Sunday, September 15, 2013

Tough Hill vote on Syria fades

The U.S. Capitol is shown. | AP Photo

A tentative agreement lets Congress focus now on pressing fiscal issues. | AP Photo





Congress looks increasingly unlikely to take a tough vote on an unpopular authorization of the use of military force in Syria anytime soon.


The preliminary agreement between the United States and Russia on turning over Syria’s chemical weapons by mid-2014 sets a November timetable for international inspectors to enter the embattled Middle Eastern country, allowing Capitol Hill to more immediately confront looming fiscal issues like government funding and raising the debt ceiling rather than take the plunge on Syria, which members of both parties were reluctant to support.

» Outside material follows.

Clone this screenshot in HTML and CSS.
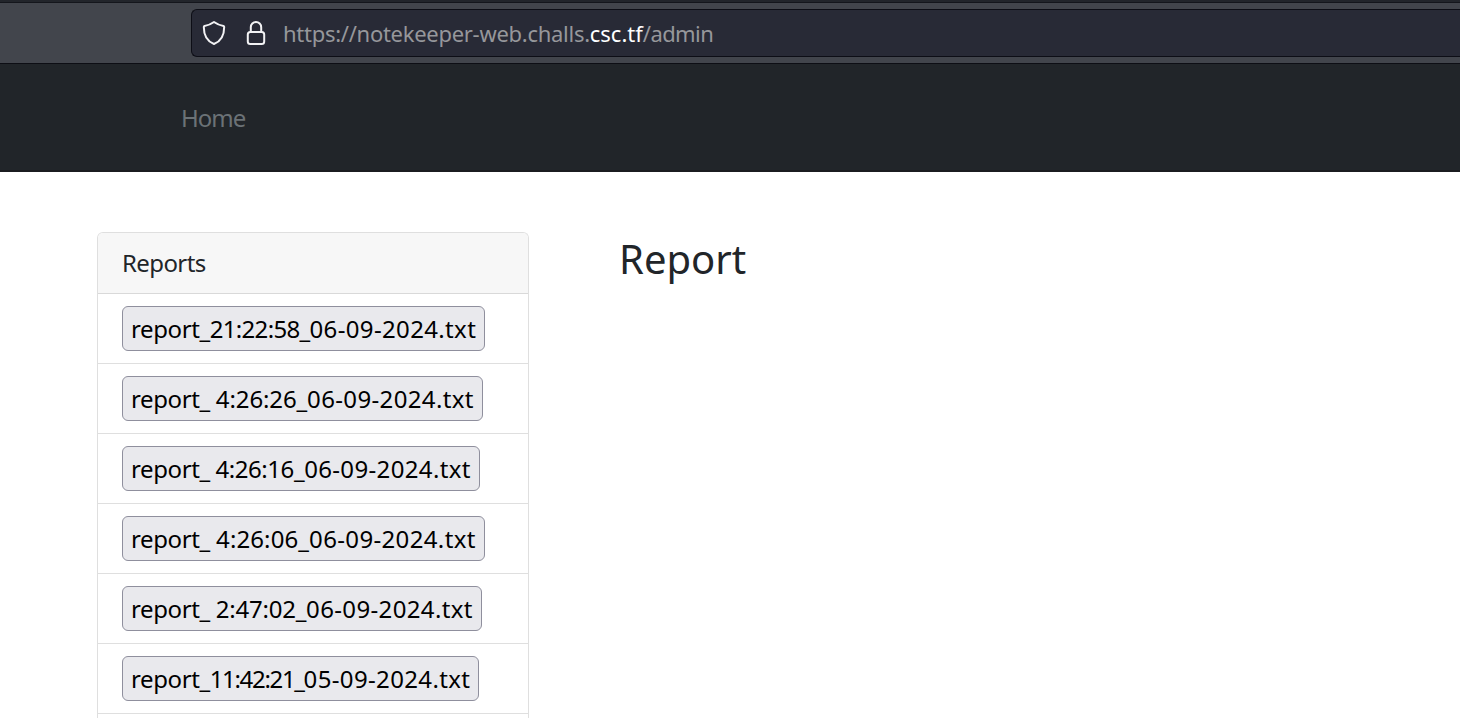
FILE: index.html
```html
<!DOCTYPE html>
<html lang="en">
<head>
<meta charset="utf-8">
<title>Report</title>
<link rel="stylesheet" href="styles.css">
</head>
<body>
<div class="toolbar">
  <div class="urlbar">
    <svg class="icon" width="24" height="26" viewBox="0 0 24 26"><path d="M12 2 C14.500 3.800 18 5.400 21.500 6 Q22.200 6.200 22.200 7 C22.200 15.500 18.500 21.500 12 24 C5.500 21.500 1.800 15.500 1.800 7 Q1.800 6.200 2.500 6 C6 5.400 9.500 3.800 12 2Z"/></svg>
    <svg class="icon" width="20" height="26" viewBox="0 0 20 26"><rect x="1.800" y="12" width="16.400" height="12" rx="2.500"/><path d="M4.800 12V7.200a5.200 5.200 0 0 1 10.400 0V12"/></svg>
    <span class="url">https://notekeeper-web.challs.<span class="domain">csc.tf</span><span class="path">/admin</span></span>
  </div>
</div>
<nav class="navbar"><a class="nav-link">Home</a></nav>
<main class="content">
  <section class="card">
    <div class="card-header">Reports</div>
    <ul class="list">
      <li><button class="report w1"><span class="name">report_</span><span class="time">21:22:58_</span><span class="date">06-09-2024.txt</span></button></li>
      <li><button class="report w2"><span class="name">report_</span><span class="time"> 4:26:26_</span><span class="date">06-09-2024.txt</span></button></li>
      <li><button class="report w3"><span class="name">report_</span><span class="time"> 4:26:16_</span><span class="date">06-09-2024.txt</span></button></li>
      <li><button class="report w4"><span class="name">report_</span><span class="time"> 4:26:06_</span><span class="date">06-09-2024.txt</span></button></li>
      <li><button class="report w5"><span class="name">report_</span><span class="time"> 2:47:02_</span><span class="date">06-09-2024.txt</span></button></li>
      <li><button class="report w6"><span class="name">report_</span><span class="time">11:42:21_</span><span class="date">05-09-2024.txt</span></button></li>
    </ul>
  </section>
  <h1 class="title">Report</h1>
</main>
</body>
</html>
```
FILE: styles.css
```css
* { box-sizing: border-box; }
body {
  margin: 0;
  height: 100vh;
  display: flex;
  flex-direction: column;
  background: #fff;
  color: #212529;
  font-family: "Noto Sans", sans-serif;
  font-size: 24px;
}
.toolbar {
  flex: none;
  height: 64px;
  border-top: 2px solid #22252b;
  border-bottom: 1px solid #0d0e14;
  background: #42454c;
  box-shadow: inset 0 1px #14161c;
  padding: 7px 0 6px 191px;
}
.urlbar {
  height: 48px;
  display: flex;
  align-items: center;
  border: 1px solid #0d0e16;
  border-right: 0;
  border-radius: 6px 0 0 6px;
  background: #282a36;
  padding-left: 10px;
}
.icon {
  flex: none;
  fill: none;
  stroke: #f2f2f4;
  stroke-width: 2;
  stroke-linejoin: round;
}
.icon + .icon { margin-left: 20px; }
.url {
  margin-left: 17px;
  font-size: 22px;
  line-height: 32px;
  letter-spacing: -0.28px;
  color: #96979b;
  white-space: pre;
}
.domain { color: #fff; letter-spacing: 0; }
.path { letter-spacing: -0.6px; }
.navbar {
  flex: none;
  height: 108px;
  background: #212529;
  border-bottom: 2px solid #1b1c20;
  padding: 36px 0 0 181px;
}
.nav-link {
  display: block;
  line-height: 36px;
  letter-spacing: -1px;
  color: #6b7276;
}
.content {
  flex: 1;
  min-height: 0;
  display: flex;
  align-items: flex-start;
  padding: 60px 0 0 97px;
}
.card {
  align-self: stretch;
  width: 432px;
  border: 1px solid #dfdfdf;
  border-bottom: 0;
  border-radius: 6px 6px 0 0;
  overflow: hidden;
}
.card-header {
  height: 61px;
  padding: 12px 24px 0;
  line-height: 36px;
  letter-spacing: -0.6px;
  background: #f7f7f7;
  border-bottom: 1px solid #d9d9d9;
}
.list { margin: 0; padding: 0; list-style: none; }
.list li {
  height: 70px;
  padding: 12px 24px;
  border-bottom: 1px solid #dfdfdf;
}
.report {
  display: block;
  height: 45px;
  padding: 0 8px 0;
  border: 1px solid #8f8f9d;
  border-radius: 6px;
  background: #e9e9ed;
  color: #000;
  font: inherit;
  line-height: 36px;
  text-align: left;
  white-space: pre;
}
.name { letter-spacing: -0.4px; }
.date { letter-spacing: 0.35px; }
.w1 { width: 363px; }
.w2 { width: 361px; }
.w3 { width: 358px; }
.w4 { width: 363px; }
.w5 { width: 360px; }
.w6 { width: 357px; }
.w1 .time { letter-spacing: -0.67px; }
.w2 .time { letter-spacing: -0.11px; }
.w3 .time { letter-spacing: -0.44px; }
.w4 .time { letter-spacing: 0.11px; }
.w5 .time { letter-spacing: -0.22px; }
.w6 .time { letter-spacing: -1.33px; }
.title {
  margin: 3px 0 0 90px;
  font-size: 40px;
  font-weight: 400;
  line-height: 48px;
}
```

Senate Majority Leader Harry Reid (D-Nev.) temporarily pulled a limited, 90-day strike on Syria on Wednesday from the floor of the Senate. A GOP aide said Saturday that any renewed effort in the upper chamber would likely necessitate another direct ask from President Barack Obama, who told Reid to temporarily shelve the measure when he visited the Capitol on Tuesday.


(Also on POLITICO: Pols react to U.S.-Russia deal)


In the immediate aftermath of the tentative deal, senators indicated an overall wariness dealing with Russia while the hawkish Sens. John McCain (R-Ariz.) and Lindsey Graham (R-S.C.) blasted the agreement as “meaningless” and argued for more help for the Syrian opposition.


“Assad will use the months and months afforded to him to delay and deceive the world using every trick in Saddam Hussein’s playbook. It requires a willful suspension of disbelief to see this agreement as anything other than the start of a diplomatic blind alley, and the Obama Administration is being led into it by Bashar Assad and Vladimir Putin,” the senators said in a joint statement.


Senate Foreign Relations Committee ranking member Bob Corker (R-Tenn.) panned the agreement for being “unclear” on how to hold Syrian President Bashar Assad accountable without a continue threat of military force, which Senate Armed Services Committee Chairman Carl Levin (D-Mich.) said needs to remain on the table. Obama said on Saturday that “if diplomacy fails, the United States remains prepared to act.”


(Also on POLITICO: Obama to Assad: Keep your promises)


“Just as the credible threat of a strike against Syria’s chemical capability made this framework agreement possible, we must maintain that credible threat to ensure that Assad fully complies with the agreement,” Levin said.


One strategy that no senator called for on Saturday: For Congress to again be tasked with a vote on military force in Syria, as it had been preparing to do much of the past two weeks.